A book reignites debate over pop culture's value

When Steven Johnson's book about popular culture hit stores in May, he was prepared for a barrage of hate mail. After all, the author takes a rare position: that playing video games and watching TV shows like "The Sopranos" and "24" actually expand minds rather than numbing them.

No flurry of angry correspondence has arrived yet, but that doesn't mean the book, "Everything Bad Is Good For You: How Today's Popular Culture Is Actually Making Us Smarter," isn't stirring debate. Critics are concerned that the title alone will give Americans - and their kids - license to spend more time with the remote. And at the very least, the book is raising questions about the effects of popular culture at a time when research about the benefits of electronic entertainment is increasing.

"Steven's book is generating great discussion. Everywhere I go people always ask about it," says Henry Jenkins, director of the comparative media studies program at the Massachusetts Institute of Technology. "I've [gotten] everything from skepticism to real enthusiasm.... A lot of the people I've talked with are parents and they're struggling with these questions."

The generally positive reviews and commentary about the book have prompted one critic to campaign for more balanced coverage. Jim Taylor, a psychologist, is challenging Mr. Johnson to a public debate and hopes to do so soon, perhaps on television.

"Unfortunately, there hasn't been enough debate on it," says Mr. Taylor, author of the recently published book, "Your Children Are Under Attack: How Popular Culture Is Destroying Your Kids' Values, and How You Can Protect Them." Johnson, he says, "offers no direct scientific evidence that popular culture makes us smarter."

In his book, Johnson, a science and technology writer, sets aside the debate over the content of pop culture - which he says already gets enough attention - and focuses instead on whether it engages or sedates the mind.

He makes the case that popular culture has become more intellectually challenging in the past 30 years, and is possibly increasing people's IQs.

To make his point, Johnson compares TV shows like "Starsky and Hutch" to "The Sopranos." The '70s cop show had one plot line throughout, whereas an episode of "The Sopranos" often has as many as 10 threads. A show like "24," he writes, "makes the viewer think in ways that earlier shows never dared; it makes them analyze complex situations, track social networks, fill in information withheld by the creators."

The same changes are true in video games, such as SimCity (a city simulation), which require more time and thought than using a joystick to help Mr. PacMan eat through a series of dots. The more complex technology gets, the more kids demand from their entertainment, he suggests, forcing all of pop culture to be more challenging to compete.

"Somebody who's played 'The Legend of Zelda' all the way through, you sit them down in front of [1970s sitcom] 'Three's Company' and they're going to be bored stiff because it's just not the level of engagement and problem solving that they've come to expect from their game," he says in a phone interview.

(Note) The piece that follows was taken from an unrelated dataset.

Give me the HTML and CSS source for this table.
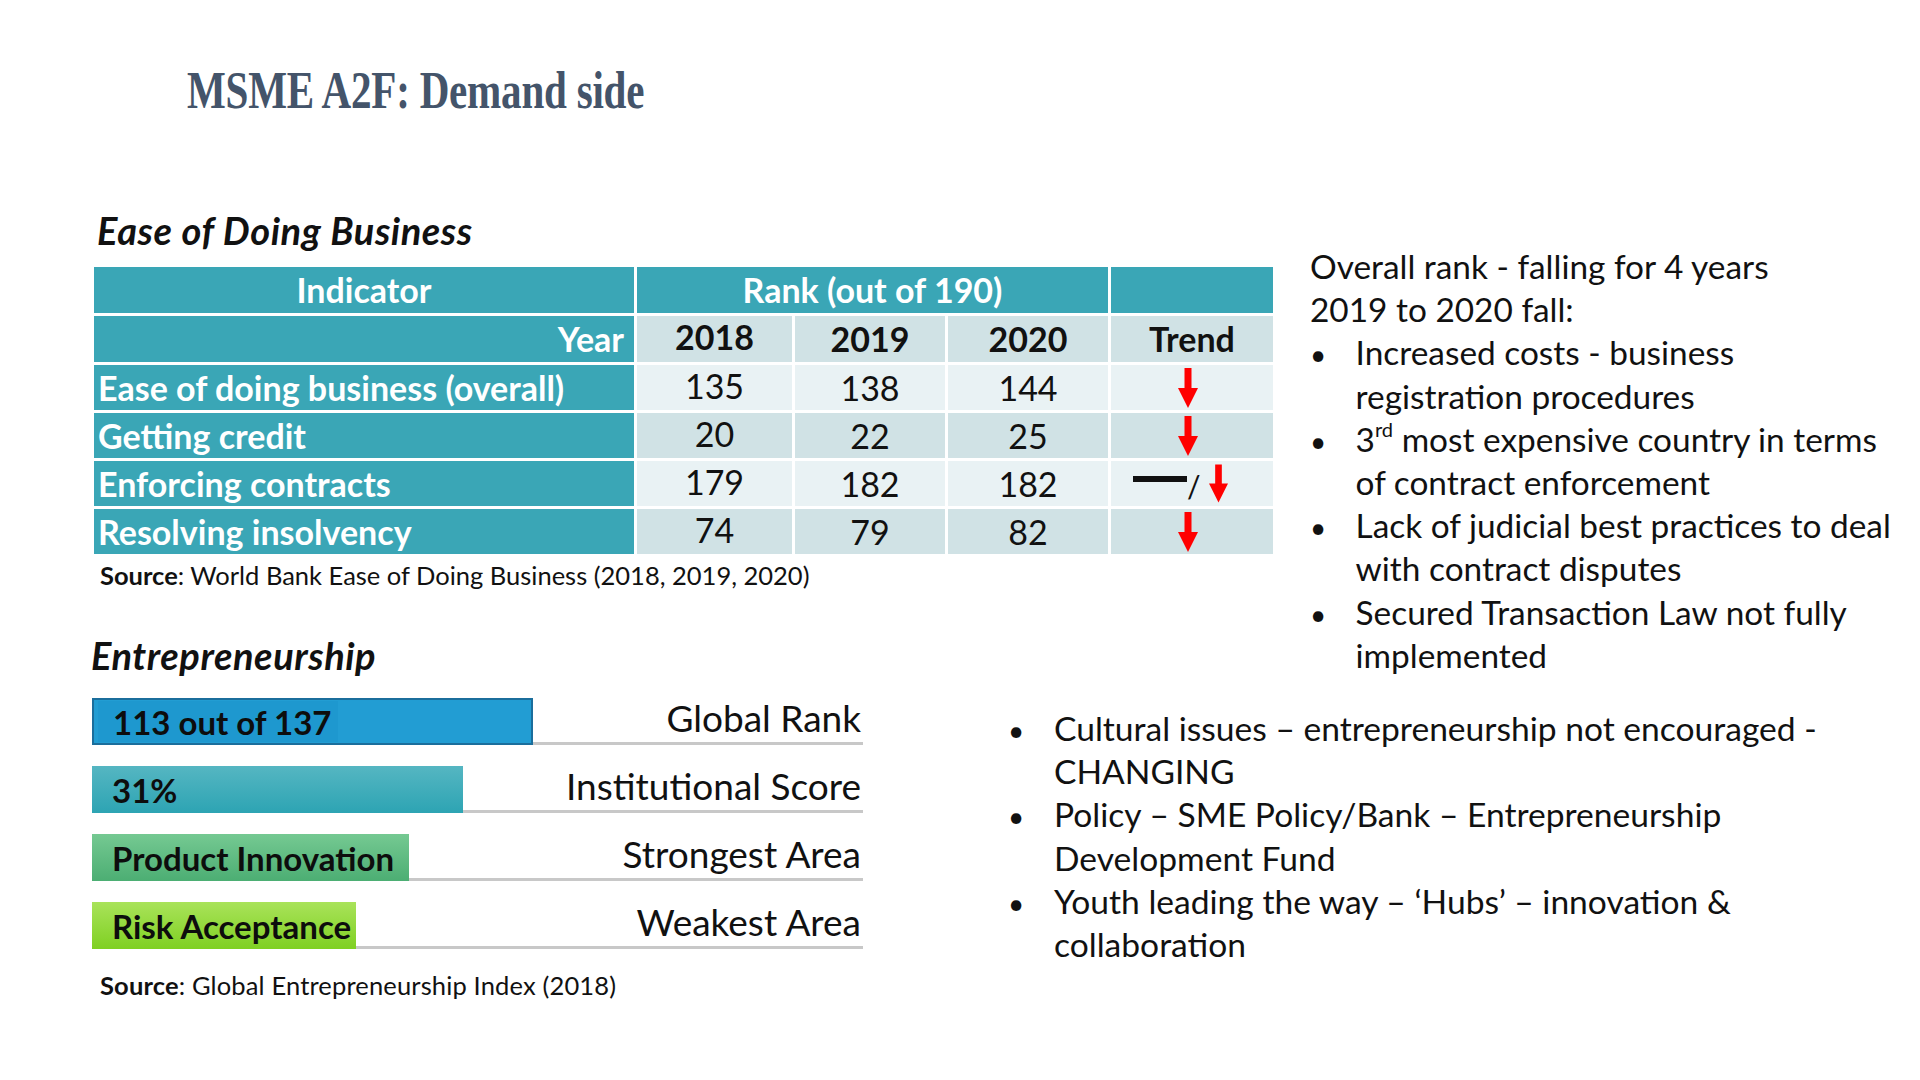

Perhaps even more provocatively, he suggests that increases in IQ scores in the past century could be related to more challenging entertainment. He elaborates on his weblog (stevenberlinjohnson.com) and in interviews about the connection between abilities that some pop culture taps into and what IQ tests measure, including problem solving, pattern recognition, and spatial logic.

"There's a strong case for it, but it is certainly unproven," he says. "I'm hoping this book will spark more research into it."

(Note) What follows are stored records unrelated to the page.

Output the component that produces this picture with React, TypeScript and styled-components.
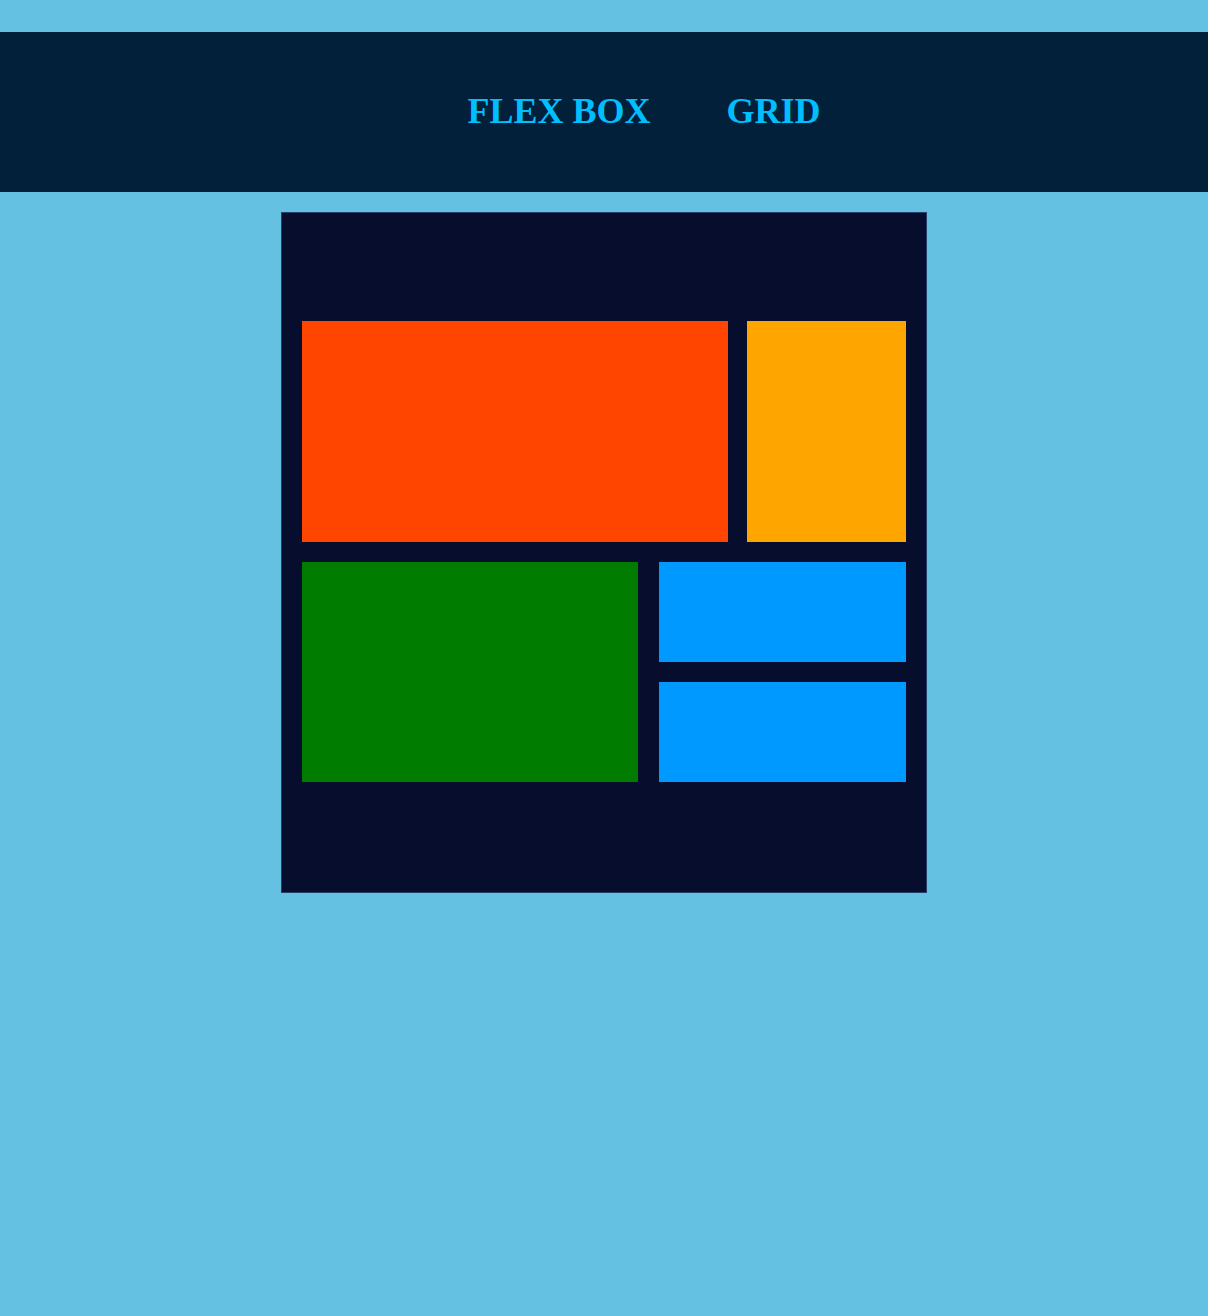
import React from "react";
import styled, { createGlobalStyle } from "styled-components";

const Global = createGlobalStyle`
  html, body { margin: 0; padding: 0; background: #65c1e2; }
  body { font-family: "Liberation Serif", "Times New Roman", serif; }
`;

const Page = styled.div`
  padding-top: 32px;
  min-height: 1316px;
  box-sizing: border-box;
`;

const Header = styled.header`
  height: 160px;
  background: #02203a;
  display: flex;
  align-items: center;
  justify-content: center;
  gap: 76px;
  padding-left: 80px;
  box-sizing: border-box;
`;

const NavLink = styled.a`
  color: #00bfff;
  font-family: "Liberation Serif", "Times New Roman", serif;
  font-weight: bold;
  font-size: 36px;
  text-decoration: none;
  line-height: 1;
  margin-top: -2px;
`;

const Board = styled.main`
  width: 646px;
  height: 681px;
  box-sizing: border-box;
  margin: 20px auto 0;
  background: #060d2d;
  border: 1px solid #22406a;
  padding: 0 20px 2px;
  display: flex;
  flex-direction: column;
  justify-content: center;
  gap: 20px;
`;

const Row = styled.div<{ $h: number; $gap: number }>`
  display: flex;
  height: ${(p) => p.$h}px;
  gap: ${(p) => p.$gap}px;
`;

const Tile = styled.div<{ $w?: number; $bg: string; $grow?: boolean }>`
  background: ${(p) => p.$bg};
  ${(p) => (p.$w ? `width: ${p.$w}px;` : "")}
  ${(p) => (p.$grow ? "flex: 1;" : "flex-shrink: 0;")}
`;

const Stack = styled.div`
  flex: 1;
  display: flex;
  flex-direction: column;
  gap: 20px;
  & > div {
    flex: 1;
  }
`;

export default function App() {
  return (
    <>
      <Global />
      <Page>
        <Header>
          <NavLink href="#">FLEX BOX</NavLink>
          <NavLink href="#">GRID</NavLink>
        </Header>
        <Board>
          <Row $h={221} $gap={19}>
            <Tile $w={426} $bg="#ff4500" />
            <Tile $grow $bg="#ffa500" />
          </Row>
          <Row $h={220} $gap={21}>
            <Tile $w={336} $bg="#007d00" />
            <Stack>
              <Tile $bg="#0099ff" />
              <Tile $bg="#0099ff" />
            </Stack>
          </Row>
        </Board>
      </Page>
    </>
  );
}
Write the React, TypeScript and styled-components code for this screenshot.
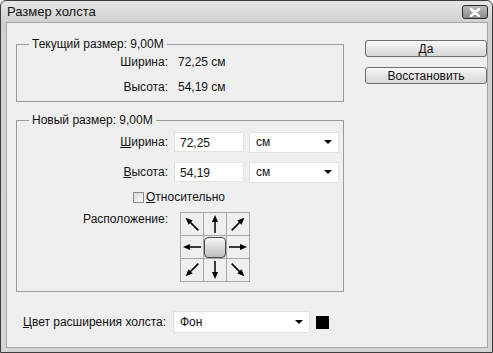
import styled, { createGlobalStyle } from "styled-components";

const GlobalStyle = createGlobalStyle`
  html, body {
    margin: 0;
    padding: 0;
    background: #ffffff;
  }
  body {
    font-family: "Liberation Sans", Arial, sans-serif;
    font-size: 12px;
    color: #111;
  }
`;

const Window = styled.div`
  width: 493px;
  height: 353px;
  box-sizing: border-box;
  border: 1px solid #3c3c3c;
  border-radius: 6px 6px 0 0;
  background: linear-gradient(#e6e6e6, #cfcfcf 22px, #d4d4d4);
  display: flex;
  flex-direction: column;
  overflow: hidden;
`;

const TitleBar = styled.div`
  height: 21px;
  display: flex;
  align-items: center;
  justify-content: space-between;
  padding: 0 4px 0 6px;
  font-size: 13px;
`;

const CloseButton = styled.div`
  width: 24px;
  height: 12px;
  border: 1px solid #2a2a2a;
  border-radius: 3px;
  background: linear-gradient(#bcbcbc, #8a8a8a);
  display: flex;
  align-items: center;
  justify-content: center;
  margin-top: 1px;
`;

const Body = styled.div`
  flex: 1;
  margin: 0 4px 4px 5px;
  border: 1px solid #a8a8a8;
  background: #efefef;
  display: flex;
  padding: 14px 0 0 9px;
  gap: 21px;
`;

const LeftColumn = styled.div`
  width: 330px;
  display: flex;
  flex-direction: column;
`;

const Group = styled.fieldset<{ $height: number; $top?: number }>`
  margin: ${(p) => p.$top ?? 0}px 0 0;
  padding: 0;
  border: 1px solid #9a9a9a;
  height: ${(p) => p.$height}px;
  box-sizing: border-box;
  display: flex;
  flex-direction: column;
`;

const Legend = styled.legend`
  margin-left: 12px;
  padding: 0 3px;
  line-height: 15px;
`;

const InfoList = styled.div`
  display: flex;
  flex-direction: column;
  gap: 5px;
`;

const InfoRow = styled.div`
  display: flex;
  align-items: center;
  height: 20px;
  gap: 10px;
`;

const Label = styled.div<{ $width?: number; $align?: string }>`
  width: ${(p) => p.$width ?? 151}px;
  flex: none;
  text-align: ${(p) => p.$align ?? "right"};
  white-space: nowrap;
  line-height: 14px;
`;

const U = styled.span`
  text-decoration: underline;
`;

const FieldRow = styled.div`
  display: flex;
  align-items: center;
  height: 30px;
  gap: 6px;
  &:first-of-type {
    margin-top: -1px;
  }
`;

const Input = styled.div`
  width: 70px;
  height: 20px;
  box-sizing: border-box;
  background: #fff;
  border: 1px solid #e2e2e2;
  padding: 3px 0 0 5px;
`;

const Select = styled.div<{ $width: number; $height?: number }>`
  width: ${(p) => p.$width}px;
  height: ${(p) => p.$height ?? 21}px;
  flex: none;
  box-sizing: border-box;
  background: #fff;
  border: 1px solid #e2e2e2;
  display: flex;
  align-items: center;
  justify-content: space-between;
  padding: 0 6px 0 6px;
  margin-left: -1px;
`;

const Caret = styled.span`
  width: 0;
  height: 0;
  border-left: 4px solid transparent;
  border-right: 4px solid transparent;
  border-top: 4px solid #000;
`;

const CheckRow = styled.div`
  display: flex;
  align-items: center;
  height: 20px;
  padding-left: 116px;
  gap: 2px;
`;

const Checkbox = styled.span`
  width: 9px;
  height: 9px;
  border: 1px solid #8a8a8a;
  background: linear-gradient(135deg, #d6d6d6, #fafafa);
`;

const AnchorRow = styled.div`
  display: flex;
  align-items: flex-start;
  gap: 12px;
  margin-top: 5px;
`;

const AnchorGrid = styled.div`
  display: grid;
  grid-template-columns: repeat(3, 22px);
  grid-template-rows: repeat(3, 22px);
  gap: 1px;
  background: #a6a6a6;
  border: 1px solid #a6a6a6;
`;

const Cell = styled.div`
  background: #efefef;
  display: flex;
  align-items: center;
  justify-content: center;
`;

const CenterKnob = styled.div`
  width: 22px;
  height: 21px;
  box-sizing: border-box;
  border: 1px solid #4a4a4a;
  border-radius: 4px;
  background: linear-gradient(#f6f6f6, #bcbcbc);
`;

const BottomRow = styled.div`
  display: flex;
  align-items: center;
  margin-top: 19px;
  padding-left: 7px;
`;

const Swatch = styled.span`
  width: 13px;
  height: 13px;
  background: #000;
  margin-left: 6px;
`;

const RightColumn = styled.div`
  display: flex;
  flex-direction: column;
  gap: 10px;
  padding-top: 3px;
`;

const Button = styled.div`
  width: 122px;
  height: 17px;
  box-sizing: border-box;
  border: 1px solid #6e6e6e;
  border-radius: 3px;
  background: linear-gradient(#fafafa, #e6e6e6 50%, #d6d6d6);
  display: flex;
  align-items: center;
  justify-content: center;
`;

const Arrow = ({ angle }: { angle: number }) => (
  <svg width="22" height="22" viewBox="0 0 22 22">
    <g transform={`rotate(${angle} 11 11)`}>
      <line x1="11" y1="20" x2="11" y2="8" stroke="#000" strokeWidth="1.5" />
      <polygon points="11,2 8,9 14,9" fill="#000" />
    </g>
  </svg>
);

const arrows = [-45, 0, 45, -90, null, 90, -135, 180, 135];

export default function App() {
  return (
    <>
      <GlobalStyle />
      <Window>
        <TitleBar>
          <span>Размер холста</span>
          <CloseButton>
            <svg width="12" height="9" viewBox="0 0 12 9">
              <path d="M2 1 L10 8 M10 1 L2 8" stroke="#fff" strokeWidth="2.4" strokeLinecap="round" />
            </svg>
          </CloseButton>
        </TitleBar>
        <Body>
          <LeftColumn>
            <Group $height={65}>
              <Legend>Текущий размер: 9,00M</Legend>
              <InfoList>
                <InfoRow>
                  <Label>Ширина:</Label>
                  <span>72,25 см</span>
                </InfoRow>
                <InfoRow>
                  <Label>Высота:</Label>
                  <span>54,19 см</span>
                </InfoRow>
              </InfoList>
            </Group>
            <Group $height={179} $top={11}>
              <Legend>Новый размер: 9,00M</Legend>
              <FieldRow>
                <Label>
                  <U>Ш</U>ирина:
                </Label>
                <Input>72,25</Input>
                <Select $width={90}>
                  см
                  <Caret />
                </Select>
              </FieldRow>
              <FieldRow>
                <Label>
                  <U>В</U>ысота:
                </Label>
                <Input>54,19</Input>
                <Select $width={90}>
                  см
                  <Caret />
                </Select>
              </FieldRow>
              <CheckRow>
                <Checkbox />
                <span>
                  <U>О</U>тносительно
                </span>
              </CheckRow>
              <AnchorRow>
                <Label>Расположение:</Label>
                <AnchorGrid>
                  {arrows.map((a, i) => (
                    <Cell key={i}>{a === null ? <CenterKnob /> : <Arrow angle={a} />}</Cell>
                  ))}
                </AnchorGrid>
              </AnchorRow>
            </Group>
            <BottomRow>
              <Label $align="left">
                <U>Ц</U>вет расширения холста:
              </Label>
              <Select $width={137} $height={22}>
                Фон
                <Caret />
              </Select>
              <Swatch />
            </BottomRow>
          </LeftColumn>
          <RightColumn>
            <Button>Да</Button>
            <Button>Восстановить</Button>
          </RightColumn>
        </Body>
      </Window>
    </>
  );
}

While critics agree that not all pop culture is bad, they also suggest that a responsible discussion about it has to include the abundant research about connections between popular culture and everything from violent behavior to obesity.

"[Johnson] neglects something far more fundamental to children's development than smarts, and that's values," says Taylor in a phone interview. "Values underlie who we are, and smarts have little redeeming value without healthy values to guide them. Some of the most evil people in history were very intelligent."

Still, a growing body of work by researchers suggests that there are some benefits to television and especially video games - which are more often being explored as classroom tools.

"I would say not only is popular culture today more complex than it was 20 years ago, but the kinds of intellectual and moral content of popular culture today is better than it was 20 years ago," says Mr. Jenkins, who is also one of the leaders of the Education Arcade (formerly The Games-to-Teach Project). He says fans of reality TV, for example, are more often engaging in debates about ethical and moral choices.

In suggesting that some good can come from popular culture, no one is advocating addiction, or letting down a moral guard, Jenkins says. Instead, he explains, "find material that is consistent with your values and consume it in an intelligent way to take advantage of the complexity that's already there."

Johnson also recognizes that popular culture has shortcomings - such as the ability to consistently help develop emotional intelligence. He encourages parents to continue to oversee children's amusements.

"For people whose kids, say, are playing some of these games, they should not assume they are a complete waste of time," he explains. "If they are spending an hour or two in these worlds in their free time, that's great, that's fine, as long as they are doing other things."